◆ **REQUIRED WORK**: From the records below, please print only the lines from the one containing "Write the React" through the one containing "import React from 'react';", both included. Skip the pictures.

★ ★ ★ ★ ★ ★ ★

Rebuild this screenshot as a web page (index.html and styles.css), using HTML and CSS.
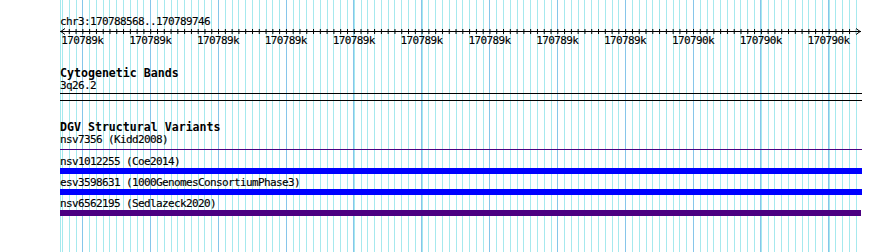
FILE: index.html
```html
<!DOCTYPE html>
<html lang="en">
<head>
    <meta charset="UTF-8">
    <title>chr3:170788568..170789746</title>
    <link rel="stylesheet" href="styles.css">
</head>
<body>
    <div class="genome-view">
        <div class="locus">chr3:170788568..170789746</div>
        <svg class="ruler" width="802" height="8" viewBox="0 0 802 8">
            <defs>
                <pattern id="ticks" x="2" y="0" width="6.785" height="8" patternUnits="userSpaceOnUse">
                    <rect x="0" y="2" width="1" height="5" fill="#000"/>
                </pattern>
            </defs>
            <rect x="6" y="0" width="790" height="8" fill="url(#ticks)"/>
            <line x1="0" y1="4.5" x2="801" y2="4.5" stroke="#000" stroke-width="1"/>
            <polyline points="5,1.5 0.8,4.5 5,7.5" fill="none" stroke="#000" stroke-width="1"/>
            <polyline points="796,1.5 800.2,4.5 796,7.5" fill="none" stroke="#000" stroke-width="1"/>
        </svg>
        <div class="scale">
            <span>170789k</span><span>170789k</span><span>170789k</span><span>170789k</span>
            <span>170789k</span><span>170789k</span><span>170789k</span><span>170789k</span>
            <span>170789k</span><span>170790k</span><span>170790k</span><span>170790k</span>
        </div>

        <div class="track cyto">
            <div class="track-label">Cytogenetic Bands</div>
            <div class="feature-name">3q26.2</div>
        </div>

        <div class="track dgv">
            <div class="track-label">DGV Structural Variants</div>
            <div class="feature">
                <div class="feature-name">nsv7356 (Kidd2008)</div>
                <div class="bar thin"></div>
            </div>
            <div class="feature">
                <div class="feature-name">nsv1012255 (Coe2014)</div>
                <div class="bar"></div>
            </div>
            <div class="feature">
                <div class="feature-name">esv3598631 (1000GenomesConsortiumPhase3)</div>
                <div class="bar"></div>
            </div>
            <div class="feature">
                <div class="feature-name">nsv6562195 (Sedlazeck2020)</div>
                <div class="bar indigo"></div>
            </div>
        </div>
    </div>
</body>
</html>
```

FILE: styles.css
```css
* { margin: 0; padding: 0; box-sizing: border-box; }
body {
    background: #fff;
    color: #000;
    font-family: 'DejaVu Sans Mono', 'Liberation Mono', monospace;
    font-size: 11px;
    letter-spacing: -0.62px;
    line-height: 12px;
    -webkit-text-stroke: 0.15px #000;
}
.genome-view {
    margin-left: 60px;
    width: 802px;
    height: 252px;
    padding-top: 16px;
    background:
        repeating-linear-gradient(to right, #86c6ea 0 1px, transparent 1px 67.85px) 22px 0 / 100% 100% no-repeat,
        repeating-linear-gradient(to right, #a6e9ee 0 1px, transparent 1px 6.785px) 2px 0 / 100% 100% no-repeat,
        linear-gradient(to right, #a6e9ee 0 1px, transparent 1px) 0 0 / 100% 100% no-repeat;
}
.locus {
    white-space: nowrap;
    height: 11px;
}
.ruler {
    display: block;
}
.scale {
    display: flex;
    margin-left: -11.6px;
    white-space: nowrap;
}
.scale span {
    flex: 0 0 67.85px;
    text-align: center;
}
.track-label {
    font-weight: 700;
    font-size: 11.6px;
    letter-spacing: 0;
    line-height: 13px;
    -webkit-text-stroke: 0;
}
.cyto {
    margin-top: 20px;
    padding-bottom: 1px;
    border-bottom: 1px solid #000;
}
.dgv {
    margin-top: 6px;
    border-top: 1px solid #000;
    padding-top: 20px;
}
.feature {
    padding-bottom: 3px;
}
.feature-name {
    white-space: nowrap;
}
.bar {
    height: 6px;
    background: #0000ff;
}
.bar.thin {
    margin-top: 3px;
    margin-bottom: 3px;
    height: 1px;
    background: #4b0082;
}
.bar.indigo {
    width: 801px;
    background: #4b0082;
}
```
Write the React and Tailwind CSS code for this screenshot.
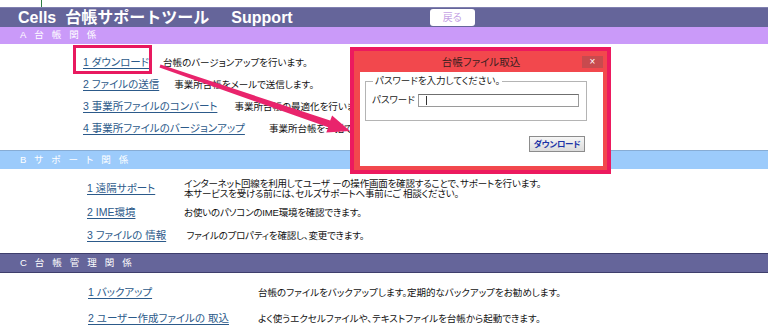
import React from 'react';

const sectionA = [
  { link: '1 ダウンロード', desc: '台帳のバージョンアップを行います。', gap: 'ml-[14px]' },
  { link: '2 ファイルの送信', desc: '事業所台帳をメールで送信します。', gap: 'ml-[15px]' },
  { link: '3 事業所ファイルのコンバート', desc: '事業所台帳の最適化を行います。', gap: 'ml-[17px]' },
  { link: '4 事業所ファイルのバージョンアップ', desc: '事業所台帳を一括でバージョンアップします。', gap: 'ml-[24px]' },
];

const sectionB = [
  {
    link: '1 遠隔サポート',
    desc: [
      'インターネット回線を利用してユーザ ーの操作画面を確認することで、サポートを行います。',
      '本サービスを受ける前には、セルズサポートへ事前にご 相談ください。',
    ],
    h: 'h-[26px]',
  },
  { link: '2 IME環境', desc: ['お使いのパソコンのIME環境を確認できます。'], h: 'h-[22px]' },
  { link: '3 ファイルの 情報', desc: [' ファイルのプロパティを確認し、変更できます。'], h: 'h-[24px]' },
];

const sectionC = [
  { link: '1 バックアップ', desc: '台帳のファイルをバックアップします。定期的なバックアップをお勧めします。', h: 'h-[24px]' },
  { link: '2 ユーザー作成ファイルの 取込', desc: 'よく使うエクセルファイルや、テキストファイルを台帳から起動できます。', h: 'h-[28px]' },
];

function SectionBar({ label, className }) {
  return (
    <div className={`flex items-center pl-[20px] text-white text-[9.5px] tracking-[8px] ${className}`}>
      {label}
    </div>
  );
}

function DialogBox() {
  return (
    <div className="absolute left-[350px] top-[47px] w-[261px] h-[127px] border-[4px] border-[#ec1a5f] bg-[#f2484d] flex flex-col">
      <div className="h-[21px] flex items-center">
        <div className="w-[26px]" />
        <div className="flex-1 text-center text-[10.5px] text-[#3a2020] pt-[2px]">台帳ファイル取込</div>
        <div className="w-[21px] h-[12px] mr-[4px] bg-[#c84a4e] text-white text-[10px] leading-[12px] text-center">×</div>
      </div>
      <div className="flex-1 ml-[6px] mr-[4px] mb-[4px] bg-white flex flex-col">
        <fieldset className="ml-[5px] mt-[3px] w-[222px] h-[46px] border border-[#b4b4b4] px-[6px]">
          <legend className="ml-[1px] px-[2px] text-[9.5px] leading-[12px] text-[#222]">パスワードを入力してください。</legend>
          <div className="flex items-center mt-[6px]">
            <span className="text-[9.5px] text-[#222] w-[46px]">パスワード</span>
            <div className="w-[161px] h-[13px] border border-[#9a9a9a] border-t-[#6f6f6f] bg-white flex items-center">
              <div className="ml-[7px] w-px h-[9px] bg-[#333]" />
            </div>
          </div>
        </fieldset>
        <div className="flex justify-end mt-[15px] mr-[18px]">
          <div className="w-[56px] h-[16px] border border-[#8c8c8c] bg-gradient-to-b from-[#f6f6f6] to-[#dcdcdc] text-[8.5px] font-bold text-[#1d34a6] leading-[14px] text-center whitespace-nowrap tracking-[-0.3px]">
            ダウンロード
          </div>
        </div>
      </div>
    </div>
  );
}

function Arrow() {
  return (
    <svg className="absolute left-0 top-0 pointer-events-none" width="768" height="332" viewBox="0 0 768 332">
      <polygon
        points="159.5,67.5 160.5,64.5 330.2,120.6 332.1,115.4 350,131 326.3,132.4 328.2,127.2"
        fill="#e9246c"
      />
    </svg>
  );
}

export default function App() {
  return (
    <div className="relative w-[768px] h-[332px] overflow-hidden bg-white font-['Liberation_Sans','Noto_Sans_CJK_JP',sans-serif] [font-feature-settings:'palt'] text-[#111]">
      <div className="h-[7px] flex">
        <div className="ml-[41px] w-px h-full bg-[#2f7d43]" />
      </div>

      <div className="h-[20px] bg-[#65659a] border-t border-[#8080b0] flex items-center pl-[18px] text-white">
        <span className="text-[16px] font-bold leading-none [font-feature-settings:normal]">
          Cells&nbsp;&nbsp;台帳サポートツール&nbsp;&nbsp;&nbsp;&nbsp;&nbsp;Support
        </span>
        <div className="ml-[137px] w-[45px] h-[17px] bg-white rounded-[3px] text-[10px] leading-[17px] text-center text-[#c4a2e4]">
          戻る
        </div>
      </div>

      <SectionBar label="A台帳関係" className="h-[17px] bg-[#ca9af9]" />

      <div className="pt-[8px] pb-[10px] pl-[83px]">
        {sectionA.map((r) => (
          <div key={r.link} className="h-[22px] flex items-center">
            <span className="text-[10.5px] text-[#2c5a8a] underline underline-offset-2">{r.link}</span>
            <span className={`${r.gap} text-[9.5px]`}>{r.desc}</span>
          </div>
        ))}
      </div>

      <SectionBar label="Bサポート関係" className="h-[19px] bg-[#9ccbfb] border-t border-[#87acd4]" />

      <div className="pt-[7px] pb-[5px] pl-[87px]">
        {sectionB.map((r) => (
          <div key={r.link} className={`${r.h} grid grid-cols-[97px_1fr] items-center`}>
            <span className="text-[10.5px] text-[#2c5a8a] underline underline-offset-2">{r.link}</span>
            <div className="text-[9.5px] leading-[10px] whitespace-pre tracking-[-0.2px]">
              {r.desc.map((d) => (
                <div key={d}>{d}</div>
              ))}
            </div>
          </div>
        ))}
      </div>

      <SectionBar label="C台帳管理関係" className="h-[20px] bg-[#65659a] border-y border-[#3e3e6c]" />

      <div className="pt-[8px] pl-[88px]">
        {sectionC.map((r) => (
          <div key={r.link} className={`${r.h} grid grid-cols-[170px_1fr] items-center`}>
            <span className="text-[10.5px] text-[#2c5a8a] underline underline-offset-2">{r.link}</span>
            <span className="text-[9.5px]">{r.desc}</span>
          </div>
        ))}
      </div>

      <div className="absolute left-[73px] top-[45px] w-[79px] h-[29px] border-[3px] border-[#e8195f]" />
      <DialogBox />
      <Arrow />
    </div>
  );
}
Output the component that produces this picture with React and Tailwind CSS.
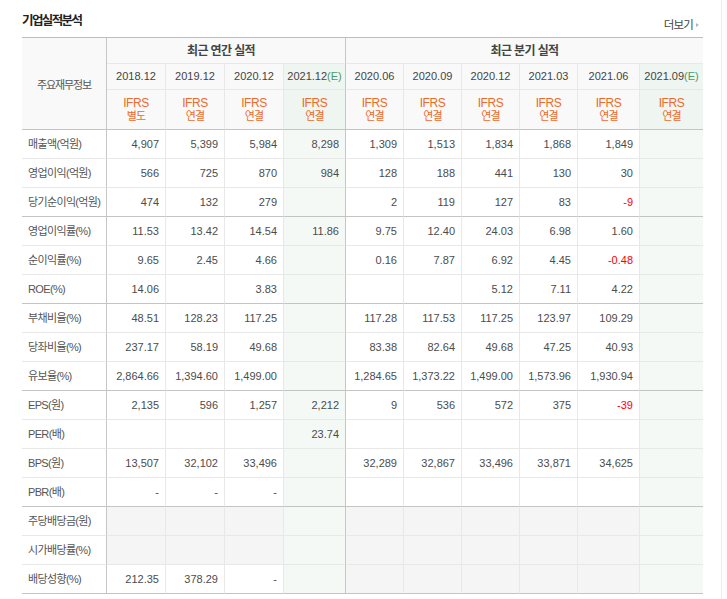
import React from "react";

const cols = [
  { date: "2018.12", sub: "별도" },
  { date: "2019.12", sub: "연결" },
  { date: "2020.12", sub: "연결" },
  { date: "2021.12", sub: "연결", est: true },
  { date: "2020.06", sub: "연결" },
  { date: "2020.09", sub: "연결" },
  { date: "2020.12", sub: "연결" },
  { date: "2021.03", sub: "연결" },
  { date: "2021.06", sub: "연결" },
  { date: "2021.09", sub: "연결", est: true },
];

// dark: thicker group line under the row, gray: empty cells get a gray fill
const rows = [
  { label: "매출액(억원)", v: ["4,907", "5,399", "5,984", "8,298", "1,309", "1,513", "1,834", "1,868", "1,849", ""] },
  { label: "영업이익(억원)", v: ["566", "725", "870", "984", "128", "188", "441", "130", "30", ""] },
  { label: "당기순이익(억원)", v: ["474", "132", "279", "", "2", "119", "127", "83", "-9", ""], dark: true },
  { label: "영업이익률(%)", v: ["11.53", "13.42", "14.54", "11.86", "9.75", "12.40", "24.03", "6.98", "1.60", ""] },
  { label: "순이익률(%)", v: ["9.65", "2.45", "4.66", "", "0.16", "7.87", "6.92", "4.45", "-0.48", ""] },
  { label: "ROE(%)", v: ["14.06", "", "3.83", "", "", "", "5.12", "7.11", "4.22", ""], dark: true },
  { label: "부채비율(%)", v: ["48.51", "128.23", "117.25", "", "117.28", "117.53", "117.25", "123.97", "109.29", ""] },
  { label: "당좌비율(%)", v: ["237.17", "58.19", "49.68", "", "83.38", "82.64", "49.68", "47.25", "40.93", ""] },
  { label: "유보율(%)", v: ["2,864.66", "1,394.60", "1,499.00", "", "1,284.65", "1,373.22", "1,499.00", "1,573.96", "1,930.94", ""], dark: true },
  { label: "EPS(원)", v: ["2,135", "596", "1,257", "2,212", "9", "536", "572", "375", "-39", ""] },
  { label: "PER(배)", v: ["", "", "", "23.74", "", "", "", "", "", ""] },
  { label: "BPS(원)", v: ["13,507", "32,102", "33,496", "", "32,289", "32,867", "33,496", "33,871", "34,625", ""] },
  { label: "PBR(배)", v: ["-", "-", "-", "", "", "", "", "", "", ""], dark: true },
  { label: "주당배당금(원)", v: ["", "", "", "", "", "", "", "", "", ""], gray: true },
  { label: "시가배당률(%)", v: ["", "", "", "", "", "", "", "", "", ""], gray: true },
  { label: "배당성향(%)", v: ["212.35", "378.29", "-", "", "", "", "", "", "", ""], gray: true, dark: true },
];

const rightBorder = (ci) =>
  ci === 3 ? "border-r border-r-[#c6c6c6]" : ci === 9 ? "" : "border-r border-r-[#e8e8e8]";

const bottomBorder = (dark) => (dark ? "border-b border-b-[#c4c4c4]" : "border-b border-b-[#e8e8e8]");

const kr = "font-['Liberation_Sans','Noto_Sans_CJK_KR',sans-serif]";

const App = () => {
  return (
    <div className={`flex w-[727px] h-[599px] bg-white text-[#4c4c4c] ${kr}`}>
      <div className="w-[721px] pl-[22px] pr-[18px]">
        <div className="flex h-[37px] items-start justify-between">
          <h2 className="mt-[13px] text-[12.5px] leading-[16px] font-bold tracking-[-1.6px] text-[#222]">
            기업실적분석
          </h2>
          <a className="mt-[18px] flex items-center gap-[3px] pr-[4px] text-[11.5px] leading-[14px] tracking-[-0.8px] text-[#444]">
            더보기
            <span className="h-0 w-0 border-y-[2.5px] border-l-[3px] border-y-transparent border-l-[#b5b5b5]" />
          </a>
        </div>

        <div className="grid grid-cols-[85px_59px_59px_59px_62px_58px_58px_58px_58px_62px_63px] border-t border-t-[#bdbdbd]">
          <div className="row-span-3 flex items-center justify-center border-r border-b border-r-[#c6c6c6] border-b-[#c4c4c4] bg-[#f9f9f9] pt-[3px] text-[11px] tracking-[-1.1px] text-[#555]">
            주요재무정보
          </div>
          <div className="col-span-4 flex h-[26px] items-center justify-center border-r border-b border-r-[#c6c6c6] border-b-[#e8e8e8] bg-[#f9f9f9] pr-[10px] text-[12px] font-bold tracking-[-0.6px] text-[#444]">
            최근 연간 실적
          </div>
          <div className="col-span-6 flex h-[26px] items-center justify-center border-b border-b-[#e8e8e8] bg-[#f9f9f9] text-[12px] font-bold tracking-[-0.6px] text-[#444]">
            최근 분기 실적
          </div>

          {cols.map((c, ci) => (
            <div
              key={"d" + ci}
              className={`flex h-[26px] items-center justify-center text-[11px] text-[#444] ${rightBorder(ci)} ${bottomBorder(false)} ${
                c.est ? "bg-[#eff5f0]" : "bg-[#f9f9f9]"
              }`}
            >
              {c.date}
              {c.est && <span className="text-[#4b9a68]">(E)</span>}
            </div>
          ))}

          {cols.map((c, ci) => (
            <div
              key={"s" + ci}
              className={`flex h-[40px] flex-col items-center justify-center text-[12px] leading-[13px] tracking-[-0.4px] text-[#ec6a2c] ${rightBorder(ci)} ${bottomBorder(true)} ${
                c.est ? "bg-[#eff5f0]" : "bg-[#f9f9f9]"
              }`}
            >
              <span>IFRS</span>
              <span className="text-[11px] tracking-[-0.8px]">{c.sub}</span>
            </div>
          ))}

          {rows.map((r, ri) => (
            <React.Fragment key={ri}>
              <div
                className={`flex h-[29px] items-center pl-[6px] text-[11px] tracking-[-0.65px] text-[#555] border-r border-r-[#c6c6c6] ${bottomBorder(r.dark)}`}
              >
                {r.label}
              </div>
              {r.v.map((val, ci) => {
                const est = cols[ci].est;
                let bg = "bg-white";
                if (est) bg = "bg-[#f4f9f5]";
                else if (r.gray && val === "") bg = "bg-[#f5f5f5]";
                const neg = val.startsWith("-") && val.length > 1;
                return (
                  <div
                    key={ci}
                    className={`flex h-[29px] items-center justify-end pr-[6px] text-[11px] ${
                      neg ? "text-[#f00]" : "text-[#4c4c4c]"
                    } ${rightBorder(ci)} ${bottomBorder(r.dark)} ${bg}`}
                  >
                    {val}
                  </div>
                );
              })}
            </React.Fragment>
          ))}
        </div>
      </div>
      <div className="w-[6px] border-l border-l-[#ececec] bg-[#fdfdfd]" />
    </div>
  );
};

export default App;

★ ★ ★ ★ ★ ★ ★

◆ **THE RESULT**:
Write the React and Tailwind CSS code for this screenshot.
import React from 'react';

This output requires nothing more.